BACKGROUND
In many large health centers, patients face long appointment wait times and difficulties accessing care. Last minute cancellations and patient no-shows leave unfilled slots in a clinician’s schedule, exacerbating delays in care from poor access. The mismatch between supply of outpatient appointments and patient demand has led health systems to adopt many tools and strategies to minimize appointment no-show rates and fill open slots left by patient cancellations.
OBJECTIVE
We evaluated an EHR-based self-scheduling tool, Fast Pass, at a large academic medical center to understand the impacts of the tool on patient access and organizational revenue.
METHODS
Fast Pass appointment offers and scheduling data, including patient demographics was extracted from the electronic health record (EHR) from 6/18/2022 - 3/9/2023. Outcomes of Fast Pass offers (accepted, declined, expired, unavailable), and outcomes of Fast Pass scheduled appointments (completed, canceled, no-show) were stratified based on appointment specialty.
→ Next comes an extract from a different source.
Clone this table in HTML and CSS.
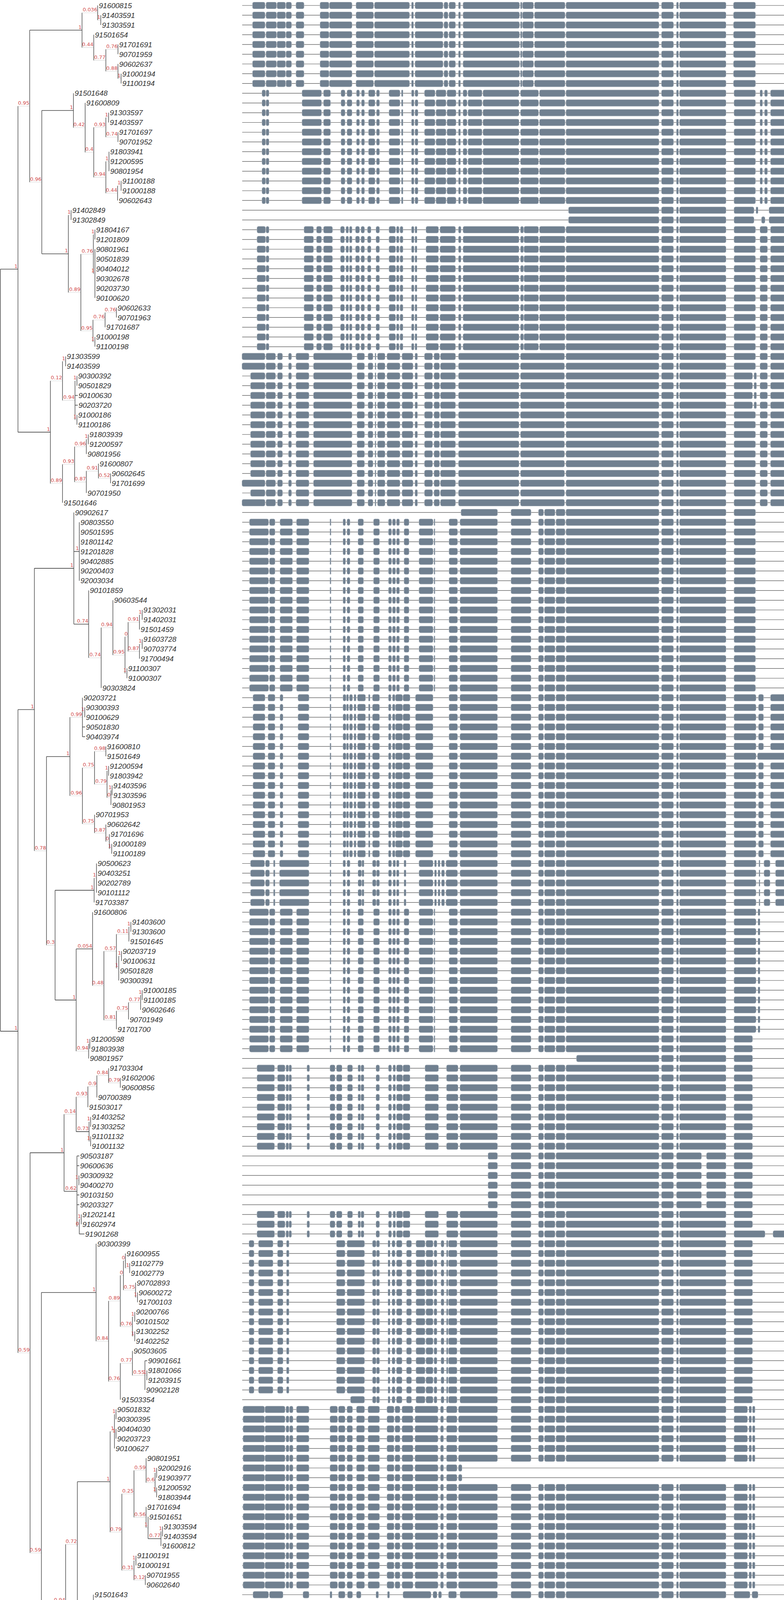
FILE: index.html
```html
<!DOCTYPE html>
<html>
<head>
<meta charset="utf-8">
<title>Gene tree with exon structures</title>
<link rel="stylesheet" href="styles.css">
</head>
<body>
<div class="figure" id="figure"></div>
<script src="script.js"></script>
</body>
</html>
```

FILE: styles.css
```css
html, body {
  margin: 0;
  padding: 0;
  background: #ffffff;
}
.figure {
  width: 2007px;
  height: 7583px;
  overflow: hidden;
  background: #ffffff;
}
.figure svg {
  display: block;
}
.vt {
  stroke: #333333;
  stroke-width: 1.3;
}
.hz {
  stroke: #454545;
  stroke-width: 1.6;
}
.dot {
  stroke: #9c9c9c;
  stroke-width: 1.1;
  stroke-dasharray: 1.2 1.8;
}
.leaf {
  font-family: "Liberation Sans", Arial, sans-serif;
  font-style: italic;
  font-size: 19px;
  fill: #333333;
}
.sup {
  font-family: "DejaVu Sans", sans-serif;
  font-size: 13px;
  fill: #d24c4c;
}
.intron {
  stroke: #505050;
  stroke-width: 1.2;
}
.exon {
  fill: #708090;
  stroke: #aab3bc;
  stroke-width: 1;
}
.scale-line {
  stroke: #222222;
  stroke-width: 1.5;
}
.scale-label {
  font-family: "DejaVu Sans", sans-serif;
  font-size: 16px;
  fill: #222222;
}
```

FILE: script.js
```javascript
(function () {
  var LABELS = ("91600815 91403591 91303591 91501654 91701691 90701959 90602637 91000194 91100194 91501648 " +
    "91600809 91303597 91403597 91701697 90701952 91803941 91200595 90801954 91100188 91000188 " +
    "90602643 91402849 91302849 91804167 91201809 90801961 90501839 90404012 90302678 90203730 " +
    "90100620 90602633 90701963 91701687 91000198 91100198 91303599 91403599 90300392 90501829 " +
    "90100630 90203720 91000186 91100186 91803939 91200597 90801956 91600807 90602645 91701699 " +
    "90701950 91501646 90902617 90803550 90501595 91801142 91201828 90402885 90200403 92003034 " +
    "90101859 90603544 91302031 91402031 91501459 91603728 90703774 91700494 91100307 91000307 " +
    "90303824 90203721 90300393 90100629 90501830 90403974 91600810 91501649 91200594 91803942 " +
    "91403596 91303596 90801953 90701953 90602642 91701696 91000189 91100189 90500623 90403251 " +
    "90202789 90101112 91703387 91600806 91403600 91303600 91501645 90203719 90100631 90501828 " +
    "90300391 91000185 91100185 90602646 90701949 91701700 91200598 91803938 90801957 91703304 " +
    "91602006 90600856 90700389 91503017 91403252 91303252 91101132 91001132 90503187 90600636 " +
    "90300932 90400270 90103150 90203327 91202141 91602974 91901268 90300399 91600955 91102779 " +
    "91002779 90702893 90600272 91700103 90200766 90101502 91302252 91402252 90503605 90901661 " +
    "91801066 91203915 90902128 91503354 90501832 90300395 90404030 90203723 90100627 90801951 " +
    "92002916 91903977 91200592 91803944 91701694 91501651 91303594 91403594 91600812 91100191 " +
    "91000191 90701955 90602640 91501643 91803936 91200600 90902693 90801949 91000183 91100183 " +
    "91600804 90701947 90602648 91701702 91303429 91403429 91501873 91003169 91103169 91800472 " +
    "90802860 91203011 90901852 91901423 90502051 90201098 90103665 90402434 90301205 92000647 " +
    "91901422 90901853 90602106 90702224 91701509 91602746 90800013 90700372 90702771 90701954 " +
    "91600811 91303595 91403595 91701695 91000190 91100190 90602641 90203722 90100628 90501831 " +
    "90300394 91501650 91200593 91803943 90801952 90102578 90403435 90202106 90300054 90502650 " +
    "90800506 91204000 91800623 91702745 90601418 90700953 91602995 91102901 91002901 91502474 " +
    "91400375 91300375 90300396 90501833 90203724 90100626 91701693 90801960 91200591 91803945 " +
    "90902750 92003902 90602639 90701956 91501652 91600813 91403593 91303593 91000192 91100192 " +
    "91100193 91000193 90602638 91701692 90701957 91303592 91403592 91600814 91501653 90801959 " +
    "91200590 90902751 91803946 90404007 90501834 90203725 90100625 90300397 91703355 90400422 " +
    "90203266 90103094 90902272 91901736 92004146 91202832 91802864 90903590 90700369 90600608 " +
    "91700328 90703931 91603879 90600793 90600142 90702770 91002922 91102922 91303335 91403335 " +
    "91500036 91803843 91202718 91701862 90300575 90500052 90104256 90402933 90701789 90602810 " +
    "91601140").split(" ");

  var ROW0 = 14, ROWH = 24.96;
  function rowY(k) { return ROW0 + k * ROWH; }

  var N210 = "((0,(1,2)1@258)0.036@250,(3,((4,5)0.76@302,(6,(7,8)1@310)0.88@302)0.77@271)0.44@240)1@210";
  var N188 = "(9,(10,(((11,12)1@278,(13,14)0.74@302)0.93@271,((15-17)1@279,((18,19)1@310,20)0.44@301)0.94@271)0.4@240)0.42@218)1@188";
  var N175 = "((21,22)1@182,(((23,24)1@243,(25-30)1@243)0.76@239,(((31,32)0.76@298,33)0.76@269,(34,35)1@243)0.95@238)0.89@207)1@175";
  var N096 = "(" + N188 + "," + N175 + ")0.96@107";
  var P095 = "(" + N210 + "," + N096 + ")0.95@76";
  var N012 = "((36,37)1@168,((38,39)1@197,40>201,41>201,(42,43)1@197)0.94@192)0.12@160";
  var N089 = "((((44,45)1@226,46)0.96@221,((47,(48,49)0.52@283)0.91@252,50)0.87@221)0.93@191,51)0.89@160";
  var N129 = "(" + N012 + "," + N089 + ")1@129";
  var R1 = "(" + P095 + "," + N129 + ")1@46";

  var N189 = "(52,(53-59)1@203,(60,((61,((((62,63)1@364,64)0.91@357,((65,66)1@364,67)0.87@357)0@328,(68,69)1@325)0.95@320)0.94@289,70)0.74@259)0.74@227)1@189";
  var N179 = "((71,(72,73)1@217,74>220,75>220)0.99@211,(((76,77)0.98@271,((78,79)1@278,((80,81)1@287,82)0@284)0.79@274)0.75@242,(83,(84,(85,(86,87)1@286)0@280)0.87@271)0.75@242)0.96@211)1@179";
  var N195 = "((93,((((94,95)1@335,96)0.11@330,((97,98)1@311,99,100)1@304)0.57@298,((((101,102)1@364,103)0.77@360,104)0.75@329,105)0.81@298)0.48@266)0.054@237,((106,107)1@230,108)0.94@227)1@195";
  var N030 = "(((88-91)1@247,92)1@241," + N195 + ")0.3@141";
  var N078 = "(" + N179 + "," + N030 + ")0.78@119";
  var N088 = "(" + N189 + "," + N078 + ")1@88";

  var N014 = "((((109,(110,111)0.79@308)0.84@278,112)0.9@248,113)0.93@225,((114,115)1@232,(116,117)1@232)0.73@228)0.14@195";
  var N062 = "(118>205,119>205,(120,121)1@202,122>205,123>205,((124,125)1@208,126>218)0@203)0.62@197";
  var N164 = "(" + N014 + "," + N062 + ")1@164";
  var N246 = "(127,((((128,(129,130)1@332)0@321,(131,(132,133)1@352)0.75@347)0@316,((134,135)1@345,(136,137)1@345)0.76@339)0.89@308,((138,(139>379,(140,141)1@376,142)0.55@371)0.77@339,143)0.76@308)0.84@278)1@246";
  var N079 = "(((149,((150,151)1@401,(152,153)1@401)0.6@397)0.59@374,(154,(155,((156,157)1@416,158)0.77@412)1@379)0.56@374)0.25@343,((159,160)1@348,(161,162)0.12@372)0.31@343)0.79@312";
  var N1_282 = "(((144,145)1@297,(146,147)1@297,148)1@293," + N079 + ")1@282";
  var N1_239 = "(163,(164,(165,166)1@254,167)1@250)1@239";
  var N072 = "(" + N1_282 + "," + N1_239 + ")0.72@198";
  var N1_221 = "((168,169)1@226,(170,((171,172)0.85@291,173)0@260)0.73@252)1@221";
  var N094b = "(" + N072 + "," + N1_221 + ")0.94@168";
  var N074 = "((174,175)1@320,(176,(177,178)1@350)0.73@346)0.74@315";
  var N082 = "((((179>371,(180,181)1@368,((182,183)1@407,184,185,(186,187)1@407,188)0.086@404)0.92@362,(189,(190,191)1@374,(192,193)1@374)0.62@362)0@330,194)0@320,195)0.82@315";
  var N1_283 = "(" + N074 + "," + N082 + ")1@283";

  var N074b = "(((199,200>503,(201,202)1@500)0.94@495,(203,((204,205)1@530,206)0.86@525)0.98@495)0.62@465,((207-210)1@470,211>475)0.78@465)0.74@435";
  var N099b = "((212,213)0.88@465,214)0.99@435";
  var N1_404 = "(" + N074b + "," + N099b + ")1@404";
  var N077 = "((223,(224,(225,226)0@525)0.88@518)0.77@488,((227,228)1@494,(229,(230,231)1@525)0.79@518)0.89@488)0.77@458";
  var N07 = "((218,(219,220)1@463,221>467,222>467)0.96@459," + N077 + ")0.7@429";
  var N1_406 = "((215,(216,217)1@440)0.73@435," + N07 + ")1@406";
  var N094c = "(" + N1_404 + "," + N1_406 + ")0.94@365";
  var N08 = "((236,(237>456,((238,239)1@490,240>494,241)0.85@485)1@450)0.049@445,((242,(243,(244,(245,(246,247)1@520)0.74@515)1@480)0.87@474)0.99@443,(248,249)1@418)1@410)0.8@407";
  var N1_383 = "(((232,233)1@420,(234,235)0.87@443)0.95@414," + N08 + ")1@383";
  var N082b = "((250,251)1@413,((252>495,253)0.86@470,(254,((255,256)1@505,257>509,258)0.92@499)0.74@469)0.74@438)0.82@408";
  var N077b = "(259>419,(260,261)1@416,262,(263,(264-267)1@445)0.99@438)0.77@408";
  var N1_378 = "(" + N082b + "," + N077b + ")1@378";
  var N1_351 = "(" + N1_383 + "," + N1_378 + ")1@351";
  var N03 = "(" + N094c + "," + N1_351 + ")0.3@334";
  var N1_411 = "(268>413,(269-271)1@416)1@411";
  var N076 = "(" + N03 + "," + N1_411 + ")0.76@312";
  var N087 = "(198>316," + N076 + ")0.87@282";
  var N09 = "(" + N087 + ",272>289)0.9@251";
  var N1_244 = "(((273-277)1@282,278>302)0.99@275,(279,((280,(281,282)0.26@367)0.88@336,(283>322,((284>374,285>379)1@362,(((286,287)1@396,((288,289)1@430,290)0.61@422)0.93@392,((291,292)1@396,((293,(294,295)1@437)0.91@431,(((296>512,297)0.012@500,298)0.74@461,(299,300)0.78@462)0.43@431)0@398)0.69@392)1@362)0.92@346)1@315)0.83@306)0.99@275)1@244";
  var N099 = "(" + N09 + "," + N1_244 + ")0.99@228";
  var N085 = "((196>250,197>274)1@236," + N099 + ")0.85@198";
  var N054 = "(" + N1_283 + "," + N085 + ")0.54@166";
  var N091 = "(" + N094b + "," + N054 + ")0.91@137";
  var N0591 = "(" + N246 + "," + N091 + ")0.59@106";
  var N059 = "(" + N164 + "," + N0591 + ")0.59@77";
  var R2 = "(" + N088 + "," + N059 + ")1@46";

  var TREE = "(" + R1 + "," + R2 + ")@0";

  function parseTree(s) {
    var i = 0;
    function num() {
      var t = "";
      while (i < s.length && /[0-9.]/.test(s[i])) t += s[i++];
      return parseFloat(t);
    }
    function item() {
      if (s[i] === "(") {
        i++;
        var ch = [];
        while (true) {
          var got = item();
          for (var g = 0; g < got.length; g++) ch.push(got[g]);
          if (s[i] === ",") { i++; continue; }
          if (s[i] === ")") { i++; break; }
          throw new Error("bad tree at " + i);
        }
        var sup = "";
        while (s[i] !== "@") sup += s[i++];
        i++;
        var x = num();
        return [{ ch: ch, sup: sup, x: x }];
      }
      var a = num(), b = a, lx = null;
      if (s[i] === "-") { i++; b = num(); }
      if (s[i] === ">") { i++; lx = num(); }
      var out = [];
      for (var k = a; k <= b; k++) out.push({ leaf: k, lx: lx });
      return out;
    }
    return item()[0];
  }

  function layout(n) {
    if (n.leaf !== undefined) { n.y = rowY(n.leaf); return; }
    for (var c = 0; c < n.ch.length; c++) layout(n.ch[c]);
    n.y = (n.ch[0].y + n.ch[n.ch.length - 1].y) / 2;
  }

  var canvas = document.createElement("canvas");
  var ctx = canvas.getContext("2d");
  ctx.font = '13px "DejaVu Sans", sans-serif';
  function supW(t) { return ctx.measureText(t).width; }

  var lines = [], texts = [];
  function f(v) { return Math.round(v * 100) / 100; }
  function line(cls, x1, y1, x2, y2) {
    lines.push('<line class="' + cls + '" x1="' + f(x1) + '" y1="' + f(y1) + '" x2="' + f(x2) + '" y2="' + f(y2) + '"/>');
  }

  function draw(n) {
    if (n.leaf !== undefined) return;
    var nx = n.x === 0 ? 1 : n.x;
    var first = n.ch[0], last = n.ch[n.ch.length - 1];
    line("vt", nx, first.y, nx, last.y);
    for (var c = 0; c < n.ch.length; c++) {
      var ch = n.ch[c];
      if (ch.leaf !== undefined) {
        var lx = ch.lx !== null ? ch.lx : nx + 3;
        if (lx - nx > 6) line("hz", nx, ch.y, lx - 2, ch.y);
        texts.push('<text class="leaf" x="' + f(lx) + '" y="' + f(ch.y + 6.8) + '">' + LABELS[ch.leaf] + '</text>');
      } else {
        var L = ch.x - nx;
        var w = ch.sup ? supW(ch.sup) : 0;
        if (L > w + 4) {
          line("hz", nx, ch.y, ch.x, ch.y);
        } else {
          line("dot", nx, ch.y, ch.x, ch.y);
        }
        if (ch.sup) {
          texts.push('<text class="sup" x="' + f(ch.x - 1) + '" y="' + f(ch.y - 3.5) + '" text-anchor="end">' + ch.sup + '</text>');
        }
        draw(ch);
      }
    }
  }

  var root = parseTree(TREE.replace(/\s+/g, ""));
  layout(root);
  draw(root);

  var SC = 2007 / 1568;
  var M = "1132-1318 1323-1347 1353-1357 1359-1452";
  var EM = "920-995 1022-1062 1077-1087 1089-1110 1112-1130";
  var PAT = {
    A: "505-530 532-553 554-571 572-583 592-608 640-658 659-704 712-747 749-819 823-827 830-886 888-896 898-911 917-921 926-1039 1041-1044 1045-1067 1069-1130 " + M + " 1467-1511",
    B: "524-531 532-538 604-643 647-661 682-690 694-704 713-719 723-729 737-750 753-759 778-800 803-806 823-828 830-836 849-870 872-892 894-912 917-921 926-934 936-964 966-1038 1041-1077 1079-1130 " + M + " 1468-1511 1520-1525 1529-1535 1541-1575",
    C: "514-531 532-538 608-627 633-643 647-665 681-689 692-697 699-704 711-719 722-729 735-742 752-759 778-791 793-798 800-806 823-828 830-834 852-877 880-911 917-922 926-1038 1041-1047 1048-1077 1079-1130 " + M + " 1468-1511 1520-1535 1541-1575",
    D1: "484-530 532-551 555-565 577-583 592-618 627-704 714-729 736-746 750-752 755-770 774-800 804-826 830-835 849-865 868-879 881-911 917-1038 1041-1129 " + M + " 1468-1511 1520-1535 1541-1575",
    D2: "501-530 532-551 555-565 577-583 592-618 627-704 714-729 736-746 750-752 755-770 774-800 804-826 830-835 849-865 868-879 881-911 917-1038 1041-1129 " + M + " 1468-1511 1520-1535 1541-1575",
    E: "499-537 539-550 560-585 593-618 660-662 686-691 694-700 716-727 747-759 777-783 785-791 793-799 808-818 838-866 868-870 898-915 " + EM + " " + M + " 1468-1511",
    F: "506-530 536-550 560-566 596-618 660-662 686-692 693-697 699-705 708-712 715-731 737-740 745-759 777-782 785-790 791-805 806-820 831-866 898-915 " + EM + " " + M + " 1468-1512 1517-1527 1541-1575",
    G: "501-529 531-539 547-550 559-618 660-662 686-691 694-700 716-723 724-728 745-752 753-759 777-783 786-791 793-798 808-812 838-866 869-873 876-880 883-889 892-915 " + EM + " " + M + " 1468-1512 1518-1520 1528-1540 1551-1575",
    I: "514-549 555-570 572-577 578-583 614-619 660-670 673-684 695-705 716-721 722-728 752-759 777-783 786-791 793-805 806-820 850-877 893-916 " + EM + " " + M + " 1468-1505",
    Q: "976-995 1022-1062 1077-1087 1089-1110 1112-1318 1323-1347 1353-1403 1413-1452 1468-1505",
    J: "498-508 517-546 555-566 573-578 673-690 694-729 745-752 753-759 776-780 784-790 793-804 813-823 832-850 852-866 868-874 882-888 893-896 897-914 " + EM + " " + M + " 1468-1505",
    K: "486-529 530-570 572-578 579-586 593-618 660-675 677-690 694-705 713-729 736-759 774-788 790-800 804-826 830-876 881-887 893-914 917-995 1022-1062 1077-1087 1089-1110 1112-1130 " + M + " 1468-1495 1498-1503 1505-1510",
    L: "506-537 539-566 606-618 660-664 677-690 695-705 713-722 752-757 775-779 806-862 866-874 877-883 897-913 " + EM + " " + M + " 1468-1500 1504-1516",
    Mx: "506-540 554-573 576-588 607-613 660-666 667-672 690-700 715-720 721-727 752-757 758-763 777-782 783-789 816-872 894-916 " + EM + " " + M + " 1468-1512 1520-1523",
    N: "506-541 557-570 577-585 607-611 654-669 682-686 694-704 707-730 737-741 752-759 778-787 816-876 900-912 915-995 1022-1062 1077-1087 1089-1110 1112-1130 " + M + " 1468-1497",
    O: "505-540 554-573 575-588 607-613 660-672 689-700 713-720 721-727 752-757 758-763 775-781 782-789 816-872 895-916 " + EM + " " + M + " 1468-1495 1497-1512 1520-1527 1538-1575",
    P: "505-541 545-550 561-569 571-580 601-610 612-619 660-668 672-684 694-701 713-720 721-727 749-759 776-779 800-805 807-820 825-866 869-876 879-887 890-896 898-916 " + EM + " " + M + " 1468-1510 1546-1575",
    S197: "510-541 545-549 560-566 570-578 601-618 660-666 680-686 695-705 713-721 737-740 752-759 777-780 781-790 791-797 800-810 830-864 866-876 893-912 915-995 1022-1062 1077-1087 1089-1110 1112-1130 " + M + " 1468-1530 1545-1575",
    S278: "1166-1190 1194-1318 1323-1347 1353-1357 1359-1452 1468-1512 1522-1533 1538-1575"
  };
  var T_Ob = "1468-1505 1507-1512 1520-1523 1538-1547";
  var T_O2 = "1468-1512 1519-1524 1526-1533 1537-1552 1554-1575";
  var T3 = "1468-1504 1507-1512 1520-1533 1538-1575";

  var ROWS = [
    [0, 8, "A"], [9, 20, "B"],
    [21, 21, "B", { from: 1137, tail: "1468-1508 1512-1516 1538-1575" }],
    [22, 22, "B", { from: 1137, tail: "1468-1508 1523-1530 1538-1575" }],
    [23, 35, "C"], [36, 37, "D1"],
    [38, 41, "D2", { tail: "1468-1505 1508-1513 1520-1535 1541-1575" }],
    [42, 48, "D2"], [49, 49, "D1"], [50, 50, "D2"], [51, 51, "D1"],
    [52, 52, "E", { from: 922 }], [53, 70, "E"],
    [71, 76, "F"], [77, 77, "F", { tail: "1468-1512 1515-1575" }], [78, 87, "F"],
    [88, 92, "G"],
    [93, 105, "E", { tail: "1468-1512 1516-1520" }],
    [106, 107, "E", { tail: "1468-1505" }],
    [108, 108, "E", { from: 1153, tail: "1468-1505" }],
    [109, 117, "I"], [118, 123, "Q"], [124, 125, "I"],
    [126, 126, "I", { tail: "1468-1530 1546-1575" }],
    [127, 142, "J"], [143, 143, "J", { from: 701 }],
    [144, 149, "K"], [150, 151, "K", { to: 924 }], [152, 162, "K"],
    [163, 167, "L"], [168, 173, "Mx"],
    [174, 181, "N"], [182, 183, "N", { to: 1209 }], [184, 188, "N"],
    [189, 189, "N", { from: 820 }], [190, 191, "N", { from: 1198 }], [192, 195, "N"],
    [196, 196, "O", { from: 1030, tail: "1468-1512 1522-1533 1538-1575" }],
    [197, 197, "S197"],
    [198, 198, "O", { from: 1077, tail: "1468-1508 1511-1514 1538-1575" }],
    [199, 210, "O"], [211, 211, "O", { from: 581 }], [212, 212, "O", { from: 850 }],
    [213, 213, "O", { from: 566 }], [214, 214, "O"],
    [215, 231, "O", { tail: T_Ob }],
    [232, 236, "O", { tail: T_O2 }], [237, 237, "O", { from: 575, tail: T_O2 }],
    [238, 240, "O", { tail: T_O2 }], [241, 241, "O", { to: 1119 }],
    [242, 253, "O", { tail: T_O2 }], [254, 254, "O", { to: 1370 }],
    [255, 258, "O", { tail: "1468-1512 1520-1533 1538-1575" }],
    [259, 267, "O", { tail: "1468-1512 1519-1524 1526-1533 1538-1575" }],
    [268, 268, "P", { to: 1264 }], [269, 271, "P"],
    [272, 272, "O", { from: 1220, tail: "1468-1505 1508-1514 1522-1533 1538-1575" }],
    [273, 277, "O", { tail: T3 }], [278, 278, "S278"], [279, 283, "O", { tail: T3 }],
    [284, 284, "O", { from: 555, tail: "1468-1504 1507-1511 1514-1518 1521-1526" }],
    [285, 285, "O", { from: 555, to: 1362 }],
    [286, 295, "O", { tail: T3 }], [296, 296, "O", { to: 1347 }], [297, 300, "O", { tail: T3 }]
  ];

  function parseP(str) {
    return str.trim().split(/\s+/).map(function (t) {
      var p = t.split("-");
      return [parseFloat(p[0]), parseFloat(p[1])];
    });
  }
  function exonsFor(name, opt) {
    opt = opt || {};
    var list = parseP(PAT[name]);
    if (opt.tail) list = list.filter(function (e) { return e[0] < 1460; }).concat(parseP(opt.tail));
    if (opt.from) list = list.filter(function (e) { return e[1] > opt.from; }).map(function (e) { return [Math.max(e[0], opt.from), e[1]]; });
    if (opt.to) list = list.filter(function (e) { return e[0] < opt.to; }).map(function (e) { return [e[0], Math.min(e[1], opt.to)]; });
    return list.map(function (e) { return [e[0] * SC, e[1] * SC]; });
  }

  var genes = [];
  ROWS.forEach(function (r) {
    for (var k = r[0]; k <= r[1]; k++) {
      var y = rowY(k);
      genes.push('<line class="intron" x1="620" y1="' + f(y) + '" x2="2007" y2="' + f(y) + '"/>');
      var ex = exonsFor(r[2], r[3]);
      for (var j = 0; j < ex.length; j++) {
        var x0 = ex[j][0], w = Math.max(1.5, ex[j][1] - ex[j][0]);
        var rx = Math.min(4, w / 2);
        genes.push('<rect class="exon" x="' + f(x0) + '" y="' + f(y - 8.5) + '" width="' + f(w) + '" height="17" rx="' + f(rx) + '"/>');
      }
    }
  });

  var scale = '<line class="scale-line" x1="2" y1="7521" x2="71" y2="7521"/>' +
    '<line class="scale-line" x1="2" y1="7513" x2="2" y2="7529"/>' +
    '<line class="scale-line" x1="71" y1="7513" x2="71" y2="7529"/>' +
    '<text class="scale-label" x="2" y="7544">0.43</text>';

  var svg = '<svg xmlns="http://www.w3.org/2000/svg" width="2007" height="7583" viewBox="0 0 2007 7583">' +
    '<g>' + genes.join("") + '</g>' +
    '<g>' + lines.join("") + '</g>' +
    '<g>' + texts.join("") + '</g>' +
    '<g>' + scale + '</g></svg>';
  document.getElementById("figure").innerHTML = svg;
})();
```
For each specialty, the patient service revenue from Fast Pass was calculated using the visit slots filled, the payer mix of the appointments, and the contribution margin by payer.
RESULTS
From 6/18/2022 - 3/9/2023, there were a total of 60,660 Fast Pass offers sent to patients for 21,978 available appointments. Of these offers, 6,603 (11.0%) were accepted across all departments and 5,399 (8.9%) visits were completed. Patients were seen a median (SD) of 14 (4-33) days sooner for their appointments. In a multivariate logistic regression model with primary outcome Fast Pass offer acceptance, patients who were 65+ of age (vs 20-40), other ethnicity (vs White), primarily Chinese speakers and other language speakers (vs English speaking) were less likely to accept an offer. Fast Pass added 2,576 patient service hours to the clinical schedule, with a median (IQR) of 251 hours (216 - 322) per month. The estimated dollar value of physician fees from these visits scheduled through nine months of Fast Pass scheduling in professional fees at our institution was $2,931,968.
CONCLUSIONS
Self-scheduling tools that provide patients an opportunity to schedule into canceled appointments have the potential to both improve patient access and efficiently capture lost revenue from visit cancelations. The demographics of the patients accepting these offers suggests that such digital tools may exacerbate inequities in access.